WHAT IS NEEDED: Starting at the line that contains "Give me the" and stopping after the line that contains "const [mode, setMode]", copy the lines exactly. Pictures are left out.

### DATA RECORDS ###

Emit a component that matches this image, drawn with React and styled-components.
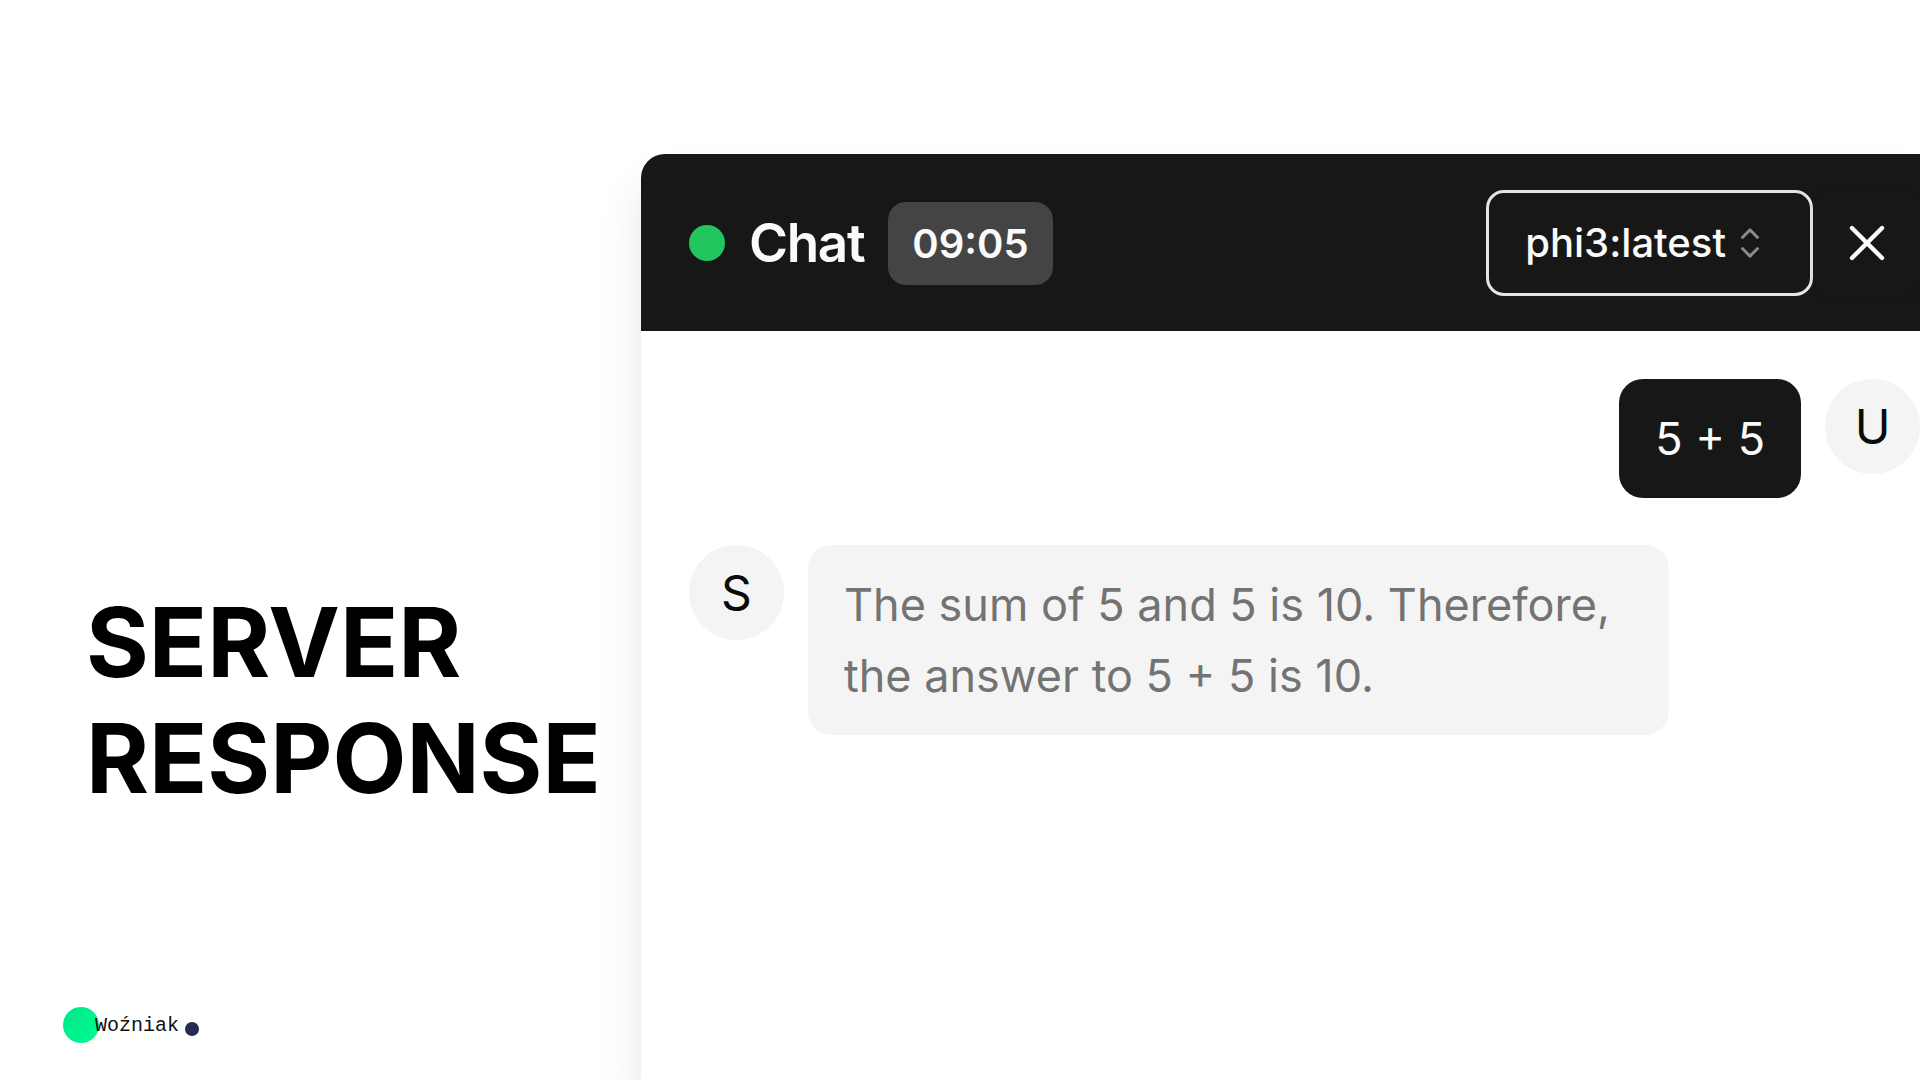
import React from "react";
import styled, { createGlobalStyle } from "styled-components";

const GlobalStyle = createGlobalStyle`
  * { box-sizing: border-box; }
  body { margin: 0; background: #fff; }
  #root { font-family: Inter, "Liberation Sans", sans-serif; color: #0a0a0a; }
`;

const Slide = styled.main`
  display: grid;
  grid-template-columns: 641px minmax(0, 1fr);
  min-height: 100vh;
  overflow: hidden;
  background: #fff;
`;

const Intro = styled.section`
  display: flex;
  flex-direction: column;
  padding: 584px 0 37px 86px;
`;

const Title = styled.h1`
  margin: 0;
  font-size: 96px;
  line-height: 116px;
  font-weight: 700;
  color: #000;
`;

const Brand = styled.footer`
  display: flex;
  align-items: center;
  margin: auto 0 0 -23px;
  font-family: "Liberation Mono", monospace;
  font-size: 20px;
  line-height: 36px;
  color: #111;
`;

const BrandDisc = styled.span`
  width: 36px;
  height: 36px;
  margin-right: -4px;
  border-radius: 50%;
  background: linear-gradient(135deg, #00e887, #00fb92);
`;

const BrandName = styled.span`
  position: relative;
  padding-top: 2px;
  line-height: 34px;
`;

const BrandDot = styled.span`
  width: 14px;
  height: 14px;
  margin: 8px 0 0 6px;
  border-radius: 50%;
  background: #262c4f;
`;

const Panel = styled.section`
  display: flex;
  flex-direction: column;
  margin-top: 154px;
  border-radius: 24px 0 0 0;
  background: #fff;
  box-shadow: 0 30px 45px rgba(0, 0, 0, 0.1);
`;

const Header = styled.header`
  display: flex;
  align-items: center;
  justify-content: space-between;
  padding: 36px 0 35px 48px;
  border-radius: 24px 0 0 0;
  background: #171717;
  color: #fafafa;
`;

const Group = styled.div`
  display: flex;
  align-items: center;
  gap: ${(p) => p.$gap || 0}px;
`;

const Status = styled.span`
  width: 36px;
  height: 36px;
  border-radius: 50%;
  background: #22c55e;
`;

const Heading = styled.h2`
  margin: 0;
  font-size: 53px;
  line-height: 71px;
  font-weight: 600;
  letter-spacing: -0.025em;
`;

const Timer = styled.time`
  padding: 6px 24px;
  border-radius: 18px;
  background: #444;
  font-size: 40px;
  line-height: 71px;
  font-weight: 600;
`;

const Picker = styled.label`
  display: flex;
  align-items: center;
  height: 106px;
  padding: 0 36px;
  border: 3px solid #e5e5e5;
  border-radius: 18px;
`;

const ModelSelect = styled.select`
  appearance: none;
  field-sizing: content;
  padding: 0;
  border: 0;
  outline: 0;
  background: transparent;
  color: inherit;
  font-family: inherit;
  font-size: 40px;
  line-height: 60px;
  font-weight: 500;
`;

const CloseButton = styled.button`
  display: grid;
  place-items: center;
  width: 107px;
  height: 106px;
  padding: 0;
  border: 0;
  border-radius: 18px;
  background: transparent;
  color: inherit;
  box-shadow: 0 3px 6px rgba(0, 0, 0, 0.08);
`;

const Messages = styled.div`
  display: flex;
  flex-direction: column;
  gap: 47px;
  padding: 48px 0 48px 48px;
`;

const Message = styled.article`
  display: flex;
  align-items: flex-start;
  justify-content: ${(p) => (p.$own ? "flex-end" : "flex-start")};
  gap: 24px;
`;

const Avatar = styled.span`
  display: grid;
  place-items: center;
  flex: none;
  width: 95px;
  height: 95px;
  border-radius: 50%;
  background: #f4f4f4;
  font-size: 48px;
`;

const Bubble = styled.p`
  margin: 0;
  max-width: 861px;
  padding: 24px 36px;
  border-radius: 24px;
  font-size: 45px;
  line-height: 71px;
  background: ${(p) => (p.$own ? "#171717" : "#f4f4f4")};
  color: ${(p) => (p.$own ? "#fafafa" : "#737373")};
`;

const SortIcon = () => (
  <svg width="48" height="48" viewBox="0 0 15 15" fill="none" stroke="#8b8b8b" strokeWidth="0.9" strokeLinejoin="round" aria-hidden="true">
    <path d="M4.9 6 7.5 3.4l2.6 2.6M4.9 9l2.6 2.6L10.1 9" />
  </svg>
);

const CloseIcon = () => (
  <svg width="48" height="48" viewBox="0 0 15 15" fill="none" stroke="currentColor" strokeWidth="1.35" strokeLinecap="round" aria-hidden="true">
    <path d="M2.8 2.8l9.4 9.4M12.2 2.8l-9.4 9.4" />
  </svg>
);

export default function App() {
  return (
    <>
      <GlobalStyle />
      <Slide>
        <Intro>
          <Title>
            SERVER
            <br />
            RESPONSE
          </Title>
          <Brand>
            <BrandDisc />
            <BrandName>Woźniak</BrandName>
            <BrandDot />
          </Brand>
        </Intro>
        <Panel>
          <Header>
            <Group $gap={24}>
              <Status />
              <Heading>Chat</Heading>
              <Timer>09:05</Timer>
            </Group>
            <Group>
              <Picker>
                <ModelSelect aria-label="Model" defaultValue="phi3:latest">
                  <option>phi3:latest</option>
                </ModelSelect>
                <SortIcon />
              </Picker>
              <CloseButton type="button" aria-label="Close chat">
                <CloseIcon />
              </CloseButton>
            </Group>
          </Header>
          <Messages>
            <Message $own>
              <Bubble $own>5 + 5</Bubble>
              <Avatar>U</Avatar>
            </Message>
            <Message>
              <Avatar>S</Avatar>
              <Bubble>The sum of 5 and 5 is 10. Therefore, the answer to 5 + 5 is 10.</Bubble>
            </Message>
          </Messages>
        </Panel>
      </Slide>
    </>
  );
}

###
### DATA RECORDS ###

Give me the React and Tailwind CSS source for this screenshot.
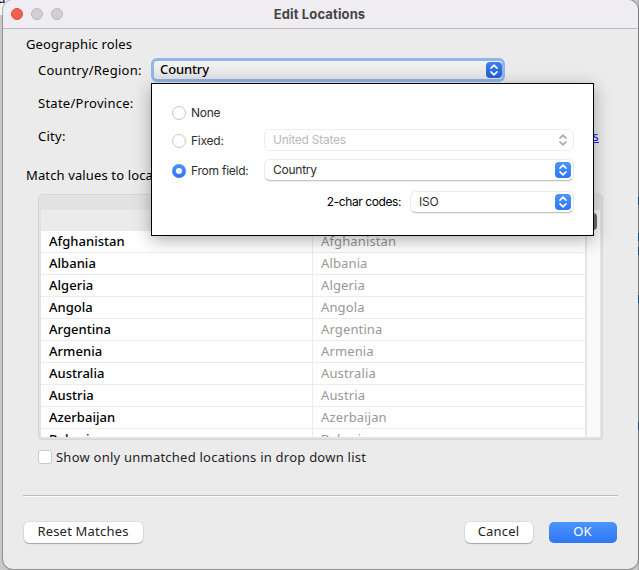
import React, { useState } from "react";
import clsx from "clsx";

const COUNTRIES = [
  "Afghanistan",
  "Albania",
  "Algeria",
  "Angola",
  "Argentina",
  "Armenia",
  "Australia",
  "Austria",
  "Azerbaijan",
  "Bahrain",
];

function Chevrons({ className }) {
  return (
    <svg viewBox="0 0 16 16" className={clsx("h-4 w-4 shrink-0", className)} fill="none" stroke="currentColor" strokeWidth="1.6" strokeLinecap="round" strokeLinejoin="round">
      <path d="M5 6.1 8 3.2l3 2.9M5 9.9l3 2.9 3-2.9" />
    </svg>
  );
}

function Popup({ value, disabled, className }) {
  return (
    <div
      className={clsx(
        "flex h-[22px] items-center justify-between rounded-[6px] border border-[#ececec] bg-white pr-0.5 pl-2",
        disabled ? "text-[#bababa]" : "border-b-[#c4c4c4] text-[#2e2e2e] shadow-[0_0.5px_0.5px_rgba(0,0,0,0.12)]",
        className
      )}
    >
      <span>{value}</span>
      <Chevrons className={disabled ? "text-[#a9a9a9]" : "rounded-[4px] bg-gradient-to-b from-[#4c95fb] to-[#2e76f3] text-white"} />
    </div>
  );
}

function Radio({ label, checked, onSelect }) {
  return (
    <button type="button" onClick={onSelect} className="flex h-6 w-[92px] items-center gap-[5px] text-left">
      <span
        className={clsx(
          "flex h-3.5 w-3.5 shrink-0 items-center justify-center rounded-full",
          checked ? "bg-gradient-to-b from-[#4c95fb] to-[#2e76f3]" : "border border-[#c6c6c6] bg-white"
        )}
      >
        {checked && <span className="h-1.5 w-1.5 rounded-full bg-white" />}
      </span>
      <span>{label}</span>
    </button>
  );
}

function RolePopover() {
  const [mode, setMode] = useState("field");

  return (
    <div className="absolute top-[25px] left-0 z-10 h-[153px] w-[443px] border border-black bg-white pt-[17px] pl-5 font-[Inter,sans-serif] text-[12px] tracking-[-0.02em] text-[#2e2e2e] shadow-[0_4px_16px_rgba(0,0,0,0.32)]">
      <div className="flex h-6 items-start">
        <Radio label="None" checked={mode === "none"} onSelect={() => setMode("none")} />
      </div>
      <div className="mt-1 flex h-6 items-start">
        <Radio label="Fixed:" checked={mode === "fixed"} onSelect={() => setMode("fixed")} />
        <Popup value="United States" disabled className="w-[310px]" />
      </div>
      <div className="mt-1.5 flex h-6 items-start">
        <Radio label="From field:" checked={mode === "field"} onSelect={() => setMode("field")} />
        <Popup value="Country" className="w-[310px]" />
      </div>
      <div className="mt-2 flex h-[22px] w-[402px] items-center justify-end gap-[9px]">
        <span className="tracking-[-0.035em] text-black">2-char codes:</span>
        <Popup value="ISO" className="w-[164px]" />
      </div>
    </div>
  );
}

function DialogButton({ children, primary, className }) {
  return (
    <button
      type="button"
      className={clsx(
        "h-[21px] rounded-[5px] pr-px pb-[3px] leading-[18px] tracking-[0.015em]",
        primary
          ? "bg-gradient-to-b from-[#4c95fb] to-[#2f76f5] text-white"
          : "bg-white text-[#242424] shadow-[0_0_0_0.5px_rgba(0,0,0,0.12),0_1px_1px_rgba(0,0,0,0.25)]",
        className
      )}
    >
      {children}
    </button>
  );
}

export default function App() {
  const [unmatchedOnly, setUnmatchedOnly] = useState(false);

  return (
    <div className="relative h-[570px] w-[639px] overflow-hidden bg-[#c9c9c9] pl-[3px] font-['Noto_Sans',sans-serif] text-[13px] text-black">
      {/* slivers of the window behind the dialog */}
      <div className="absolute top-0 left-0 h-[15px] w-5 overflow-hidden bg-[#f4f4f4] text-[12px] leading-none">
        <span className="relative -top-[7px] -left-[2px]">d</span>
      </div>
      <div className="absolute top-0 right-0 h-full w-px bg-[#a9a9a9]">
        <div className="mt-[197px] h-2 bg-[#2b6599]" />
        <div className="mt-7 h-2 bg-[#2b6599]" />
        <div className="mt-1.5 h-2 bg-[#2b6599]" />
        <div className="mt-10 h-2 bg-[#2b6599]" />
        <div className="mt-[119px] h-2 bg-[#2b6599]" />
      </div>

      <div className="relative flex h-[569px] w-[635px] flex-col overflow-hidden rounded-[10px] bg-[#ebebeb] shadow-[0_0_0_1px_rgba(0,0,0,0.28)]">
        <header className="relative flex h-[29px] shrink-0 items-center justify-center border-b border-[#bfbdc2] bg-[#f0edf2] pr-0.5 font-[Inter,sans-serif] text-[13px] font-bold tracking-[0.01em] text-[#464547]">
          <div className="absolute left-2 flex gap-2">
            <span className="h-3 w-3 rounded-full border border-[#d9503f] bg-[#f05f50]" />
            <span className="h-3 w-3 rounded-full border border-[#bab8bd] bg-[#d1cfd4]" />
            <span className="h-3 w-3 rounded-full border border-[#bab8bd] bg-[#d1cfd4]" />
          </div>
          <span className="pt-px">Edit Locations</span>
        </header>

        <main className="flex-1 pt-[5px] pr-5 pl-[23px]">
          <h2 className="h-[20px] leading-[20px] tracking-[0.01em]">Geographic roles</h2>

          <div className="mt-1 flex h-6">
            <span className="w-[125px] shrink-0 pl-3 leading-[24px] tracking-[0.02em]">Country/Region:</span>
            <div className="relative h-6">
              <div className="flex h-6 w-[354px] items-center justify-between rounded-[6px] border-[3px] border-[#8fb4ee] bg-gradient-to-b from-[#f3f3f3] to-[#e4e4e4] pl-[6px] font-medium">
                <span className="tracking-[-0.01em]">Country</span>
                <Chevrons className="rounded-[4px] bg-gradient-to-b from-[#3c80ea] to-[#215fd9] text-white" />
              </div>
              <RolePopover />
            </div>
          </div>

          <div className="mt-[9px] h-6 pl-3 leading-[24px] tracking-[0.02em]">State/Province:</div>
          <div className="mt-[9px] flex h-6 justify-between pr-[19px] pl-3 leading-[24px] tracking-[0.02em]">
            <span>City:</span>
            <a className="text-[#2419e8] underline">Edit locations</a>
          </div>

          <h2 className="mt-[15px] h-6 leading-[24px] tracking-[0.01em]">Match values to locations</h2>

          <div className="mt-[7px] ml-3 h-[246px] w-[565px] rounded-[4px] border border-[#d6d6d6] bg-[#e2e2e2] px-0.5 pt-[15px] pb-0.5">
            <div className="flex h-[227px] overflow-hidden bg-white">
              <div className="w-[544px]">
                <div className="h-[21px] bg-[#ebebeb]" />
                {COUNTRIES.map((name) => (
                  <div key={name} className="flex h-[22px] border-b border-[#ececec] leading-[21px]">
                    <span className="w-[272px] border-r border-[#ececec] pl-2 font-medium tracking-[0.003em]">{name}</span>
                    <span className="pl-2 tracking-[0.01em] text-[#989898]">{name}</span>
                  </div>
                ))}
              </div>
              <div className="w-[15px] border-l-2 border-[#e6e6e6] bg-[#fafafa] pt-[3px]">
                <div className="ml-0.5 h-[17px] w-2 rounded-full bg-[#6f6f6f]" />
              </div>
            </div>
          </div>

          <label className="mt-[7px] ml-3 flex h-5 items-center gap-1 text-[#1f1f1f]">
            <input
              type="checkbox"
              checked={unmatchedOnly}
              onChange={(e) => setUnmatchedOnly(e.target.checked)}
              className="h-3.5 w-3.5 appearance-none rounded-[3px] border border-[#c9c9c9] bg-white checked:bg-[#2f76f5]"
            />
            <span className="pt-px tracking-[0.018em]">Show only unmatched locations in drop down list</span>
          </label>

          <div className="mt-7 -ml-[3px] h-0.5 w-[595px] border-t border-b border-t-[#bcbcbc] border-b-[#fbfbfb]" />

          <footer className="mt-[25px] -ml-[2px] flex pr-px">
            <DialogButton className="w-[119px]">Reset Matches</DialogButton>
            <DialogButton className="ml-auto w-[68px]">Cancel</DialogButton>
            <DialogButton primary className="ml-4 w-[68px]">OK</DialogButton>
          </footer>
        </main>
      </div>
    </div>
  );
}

###

TASK RESPONSE:
Give me the React and Tailwind CSS source for this screenshot.
import React, { useState } from "react";
import clsx from "clsx";

const COUNTRIES = [
  "Afghanistan",
  "Albania",
  "Algeria",
  "Angola",
  "Argentina",
  "Armenia",
  "Australia",
  "Austria",
  "Azerbaijan",
  "Bahrain",
];

function Chevrons({ className }) {
  return (
    <svg viewBox="0 0 16 16" className={clsx("h-4 w-4 shrink-0", className)} fill="none" stroke="currentColor" strokeWidth="1.6" strokeLinecap="round" strokeLinejoin="round">
      <path d="M5 6.1 8 3.2l3 2.9M5 9.9l3 2.9 3-2.9" />
    </svg>
  );
}

function Popup({ value, disabled, className }) {
  return (
    <div
      className={clsx(
        "flex h-[22px] items-center justify-between rounded-[6px] border border-[#ececec] bg-white pr-0.5 pl-2",
        disabled ? "text-[#bababa]" : "border-b-[#c4c4c4] text-[#2e2e2e] shadow-[0_0.5px_0.5px_rgba(0,0,0,0.12)]",
        className
      )}
    >
      <span>{value}</span>
      <Chevrons className={disabled ? "text-[#a9a9a9]" : "rounded-[4px] bg-gradient-to-b from-[#4c95fb] to-[#2e76f3] text-white"} />
    </div>
  );
}

function Radio({ label, checked, onSelect }) {
  return (
    <button type="button" onClick={onSelect} className="flex h-6 w-[92px] items-center gap-[5px] text-left">
      <span
        className={clsx(
          "flex h-3.5 w-3.5 shrink-0 items-center justify-center rounded-full",
          checked ? "bg-gradient-to-b from-[#4c95fb] to-[#2e76f3]" : "border border-[#c6c6c6] bg-white"
        )}
      >
        {checked && <span className="h-1.5 w-1.5 rounded-full bg-white" />}
      </span>
      <span>{label}</span>
    </button>
  );
}

function RolePopover() {
  const [mode, setMode] = useState("field");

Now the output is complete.